Information shown ::
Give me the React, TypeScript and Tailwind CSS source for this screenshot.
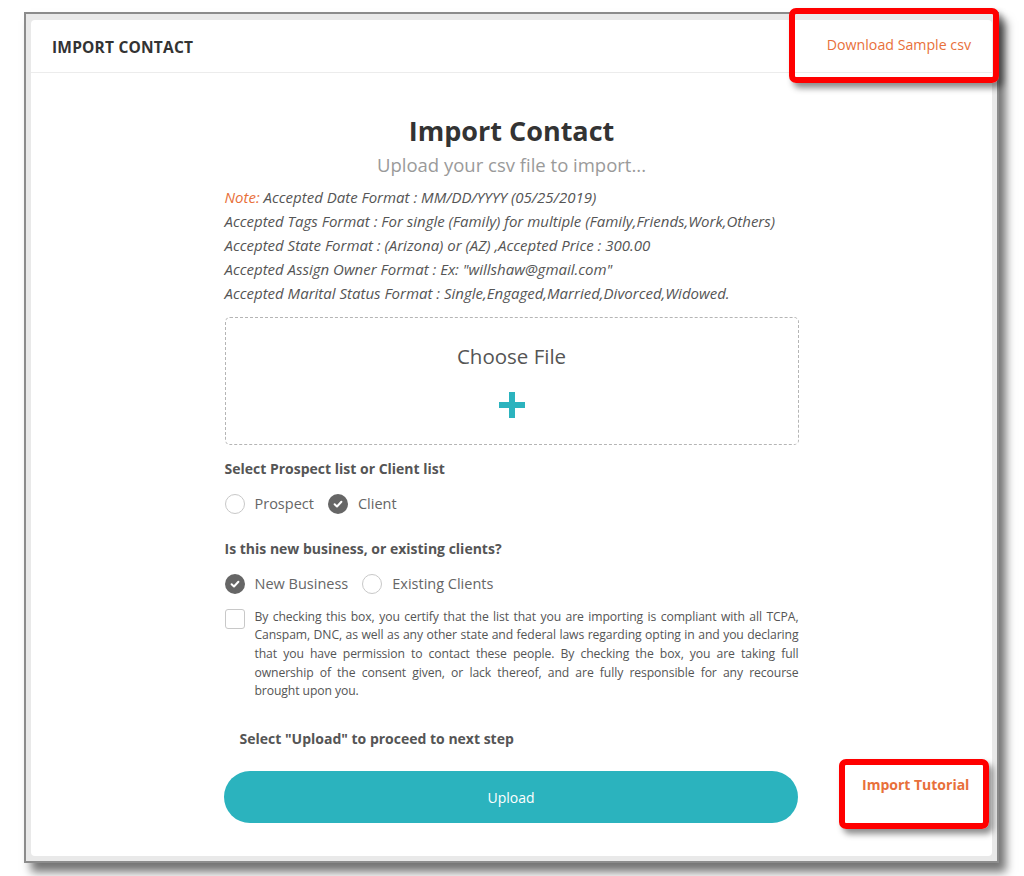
import React from 'react'

function CheckCircle() {
  return (
    <span className='flex h-5 w-5 items-center justify-center rounded-full bg-[#666666]'>
      <svg width='12' height='12' viewBox='0 0 12 12' fill='none'>
        <path d='M2.6 6.2 L5 8.5 L9.4 3.8' stroke='white' strokeWidth='2' strokeLinecap='round' strokeLinejoin='round' />
      </svg>
    </span>
  )
}

function EmptyCircle() {
  return <span className='block h-5 w-5 rounded-full border border-[#c8c8c8] bg-white'></span>
}

function Option({ checked, label }: { checked: boolean; label: string }) {
  return (
    <label className='flex items-center gap-[10px] mr-[14px]'>
      {checked ? <CheckCircle /> : <EmptyCircle />}
      <span className='text-[14.5px] text-[#666666]'>{label}</span>
    </label>
  )
}

const notes = [
  'Accepted Tags Format : For single (Family) for multiple (Family,Friends,Work,Others)',
  'Accepted State Format : (Arizona) or (AZ) ,Accepted Price : 300.00',
  'Accepted Assign Owner Format : Ex: "willshaw@gmail.com"',
  'Accepted Marital Status Format : Single,Engaged,Married,Divorced,Widowed.',
]

export default function App() {
  return (
    <div className='relative min-h-[876px] w-[1024px] bg-white pt-[12px] pl-[24px]' style={{ fontFamily: '"Open Sans", "Liberation Sans", sans-serif' }}>
      {/* screenshot frame */}
      <div className='h-[851px] w-[975px] border-2 border-[#8c8c8c] bg-[#e9e9e9] pt-[6px] pl-[5px] pr-[5px] pb-[5px] shadow-[7px_9px_9px_rgba(0,0,0,0.55)]'>
        <div className='flex h-full flex-col rounded-[4px] bg-white'>
          {/* header */}
          <div className='flex h-[53px] items-center justify-between border-b border-[#ececec] pl-[21px] pr-[21px] pt-[3px]'>
            <h1 className='text-[15.5px] font-bold tracking-[0.2px] text-[#333333]'>IMPORT CONTACT</h1>
            <a className='mt-[-6px] text-[14.2px] text-[#e8703a]'>Download Sample csv</a>
          </div>

          <div className='mx-auto w-[574px] pt-[40px]'>
            <h2 className='text-center text-[27px] font-bold leading-[36px] text-[#333333]'>Import Contact</h2>
            <p className='mt-[3px] text-center text-[18.5px] leading-[26px] text-[#9a9a9a]'>Upload your csv file to import...</p>

            <div className='mt-[7px] text-[15px] italic leading-[24px] text-[#555555]'>
              <p><span className='text-[#e8703a]'>Note:</span> Accepted Date Format : MM/DD/YYYY (05/25/2019)</p>
              {notes.map((n) => (
                <p key={n}>{n}</p>
              ))}
            </div>

            {/* file drop */}
            <div className='mt-[12px] flex h-[128px] flex-col items-center rounded-[5px] border border-dashed border-[#b5b5b5] pt-[24px]'>
              <span className='text-[20.5px] leading-[28px] text-[#555555]'>Choose File</span>
              <svg className='mt-[22px]' width='26' height='26' viewBox='0 0 26 26'>
                <rect x='10' y='0' width='6' height='26' fill='#2bb3be' />
                <rect x='0' y='10' width='26' height='6' fill='#2bb3be' />
              </svg>
            </div>

            <p className='mt-[14px] text-[14px] font-bold leading-[20px] text-[#555555]'>Select Prospect list or Client list</p>
            <div className='mt-[14px] flex items-center'>
              <Option checked={false} label='Prospect' />
              <Option checked={true} label='Client' />
            </div>

            <p className='mt-[24px] text-[14px] font-bold leading-[20px] text-[#555555]'>Is this new business, or existing clients?</p>
            <div className='mt-[14px] flex items-center'>
              <Option checked={true} label='New Business' />
              <Option checked={false} label='Existing Clients' />
            </div>

            <div className='mt-[13px] flex gap-[10px]'>
              <span className='mt-[1px] block h-5 w-5 shrink-0 rounded-[3px] border border-[#c8c8c8] bg-white'></span>
              <p className='text-justify text-[12.2px] leading-[18.7px] tracking-[-0.1px] text-[#555555]'>
                By checking this box, you certify that the list that you are importing is compliant with all TCPA, Canspam, DNC, as well as any other state and federal laws regarding opting in and you declaring that you have permission to contact these people. By checking the box, you are taking full ownership of the consent given, or lack thereof, and are fully responsible for any recourse brought upon you.
              </p>
            </div>

            <p className='mt-[28px] pl-[15px] text-[14px] font-bold leading-[20px] text-[#555555]'>Select "Upload" to proceed to next step</p>
          </div>

          {/* upload row */}
          <div className='mt-[22px] flex items-center'>
            <div className='w-[193px] shrink-0'></div>
            <button className='h-[52px] w-[574px] shrink-0 rounded-full bg-[#2bb3be] text-[14px] text-white'>Upload</button>
            <div className='pl-[64px] pb-[26px]'>
              <a className='text-[14px] font-bold text-[#e8703a]'>Import Tutorial</a>
            </div>
          </div>
        </div>
      </div>

      {/* annotation boxes */}
      <div className='absolute left-[789px] top-[8px] h-[75px] w-[210px] rounded-[7px] border-[6px] border-[#ff0000] shadow-[4px_5px_6px_rgba(0,0,0,0.45)]'></div>
      <div className='absolute left-[839px] top-[759px] h-[70px] w-[150px] rounded-[7px] border-[6px] border-[#ff0000] shadow-[4px_5px_6px_rgba(0,0,0,0.45)]'></div>
    </div>
  )
}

Job ::
Working from the material above, transcribe it exactly while omitting pictures.

Task answer ::
Give me the React, TypeScript and Tailwind CSS source for this screenshot.
import React from 'react'

function CheckCircle() {
  return (
    <span className='flex h-5 w-5 items-center justify-center rounded-full bg-[#666666]'>
      <svg width='12' height='12' viewBox='0 0 12 12' fill='none'>
        <path d='M2.6 6.2 L5 8.5 L9.4 3.8' stroke='white' strokeWidth='2' strokeLinecap='round' strokeLinejoin='round' />
      </svg>
    </span>
  )
}

function EmptyCircle() {
  return <span className='block h-5 w-5 rounded-full border border-[#c8c8c8] bg-white'></span>
}

function Option({ checked, label }: { checked: boolean; label: string }) {
  return (
    <label className='flex items-center gap-[10px] mr-[14px]'>
      {checked ? <CheckCircle /> : <EmptyCircle />}
      <span className='text-[14.5px] text-[#666666]'>{label}</span>
    </label>
  )
}

const notes = [
  'Accepted Tags Format : For single (Family) for multiple (Family,Friends,Work,Others)',
  'Accepted State Format : (Arizona) or (AZ) ,Accepted Price : 300.00',
  'Accepted Assign Owner Format : Ex: "willshaw@gmail.com"',
  'Accepted Marital Status Format : Single,Engaged,Married,Divorced,Widowed.',
]

export default function App() {
  return (
    <div className='relative min-h-[876px] w-[1024px] bg-white pt-[12px] pl-[24px]' style={{ fontFamily: '"Open Sans", "Liberation Sans", sans-serif' }}>
      {/* screenshot frame */}
      <div className='h-[851px] w-[975px] border-2 border-[#8c8c8c] bg-[#e9e9e9] pt-[6px] pl-[5px] pr-[5px] pb-[5px] shadow-[7px_9px_9px_rgba(0,0,0,0.55)]'>
        <div className='flex h-full flex-col rounded-[4px] bg-white'>
          {/* header */}
          <div className='flex h-[53px] items-center justify-between border-b border-[#ececec] pl-[21px] pr-[21px] pt-[3px]'>
            <h1 className='text-[15.5px] font-bold tracking-[0.2px] text-[#333333]'>IMPORT CONTACT</h1>
            <a className='mt-[-6px] text-[14.2px] text-[#e8703a]'>Download Sample csv</a>
          </div>

          <div className='mx-auto w-[574px] pt-[40px]'>
            <h2 className='text-center text-[27px] font-bold leading-[36px] text-[#333333]'>Import Contact</h2>
            <p className='mt-[3px] text-center text-[18.5px] leading-[26px] text-[#9a9a9a]'>Upload your csv file to import...</p>

            <div className='mt-[7px] text-[15px] italic leading-[24px] text-[#555555]'>
              <p><span className='text-[#e8703a]'>Note:</span> Accepted Date Format : MM/DD/YYYY (05/25/2019)</p>
              {notes.map((n) => (
                <p key={n}>{n}</p>
              ))}
            </div>

            {/* file drop */}
            <div className='mt-[12px] flex h-[128px] flex-col items-center rounded-[5px] border border-dashed border-[#b5b5b5] pt-[24px]'>
              <span className='text-[20.5px] leading-[28px] text-[#555555]'>Choose File</span>
              <svg className='mt-[22px]' width='26' height='26' viewBox='0 0 26 26'>
                <rect x='10' y='0' width='6' height='26' fill='#2bb3be' />
                <rect x='0' y='10' width='26' height='6' fill='#2bb3be' />
              </svg>
            </div>

            <p className='mt-[14px] text-[14px] font-bold leading-[20px] text-[#555555]'>Select Prospect list or Client list</p>
            <div className='mt-[14px] flex items-center'>
              <Option checked={false} label='Prospect' />
              <Option checked={true} label='Client' />
            </div>

            <p className='mt-[24px] text-[14px] font-bold leading-[20px] text-[#555555]'>Is this new business, or existing clients?</p>
            <div className='mt-[14px] flex items-center'>
              <Option checked={true} label='New Business' />
              <Option checked={false} label='Existing Clients' />
            </div>

            <div className='mt-[13px] flex gap-[10px]'>
              <span className='mt-[1px] block h-5 w-5 shrink-0 rounded-[3px] border border-[#c8c8c8] bg-white'></span>
              <p className='text-justify text-[12.2px] leading-[18.7px] tracking-[-0.1px] text-[#555555]'>
                By checking this box, you certify that the list that you are importing is compliant with all TCPA, Canspam, DNC, as well as any other state and federal laws regarding opting in and you declaring that you have permission to contact these people. By checking the box, you are taking full ownership of the consent given, or lack thereof, and are fully responsible for any recourse brought upon you.
              </p>
            </div>

            <p className='mt-[28px] pl-[15px] text-[14px] font-bold leading-[20px] text-[#555555]'>Select "Upload" to proceed to next step</p>
          </div>

          {/* upload row */}
          <div className='mt-[22px] flex items-center'>
            <div className='w-[193px] shrink-0'></div>
            <button className='h-[52px] w-[574px] shrink-0 rounded-full bg-[#2bb3be] text-[14px] text-white'>Upload</button>
            <div className='pl-[64px] pb-[26px]'>
              <a className='text-[14px] font-bold text-[#e8703a]'>Import Tutorial</a>
            </div>
          </div>
        </div>
      </div>

      {/* annotation boxes */}
      <div className='absolute left-[789px] top-[8px] h-[75px] w-[210px] rounded-[7px] border-[6px] border-[#ff0000] shadow-[4px_5px_6px_rgba(0,0,0,0.45)]'></div>
      <div className='absolute left-[839px] top-[759px] h-[70px] w-[150px] rounded-[7px] border-[6px] border-[#ff0000] shadow-[4px_5px_6px_rgba(0,0,0,0.45)]'></div>
    </div>
  )
}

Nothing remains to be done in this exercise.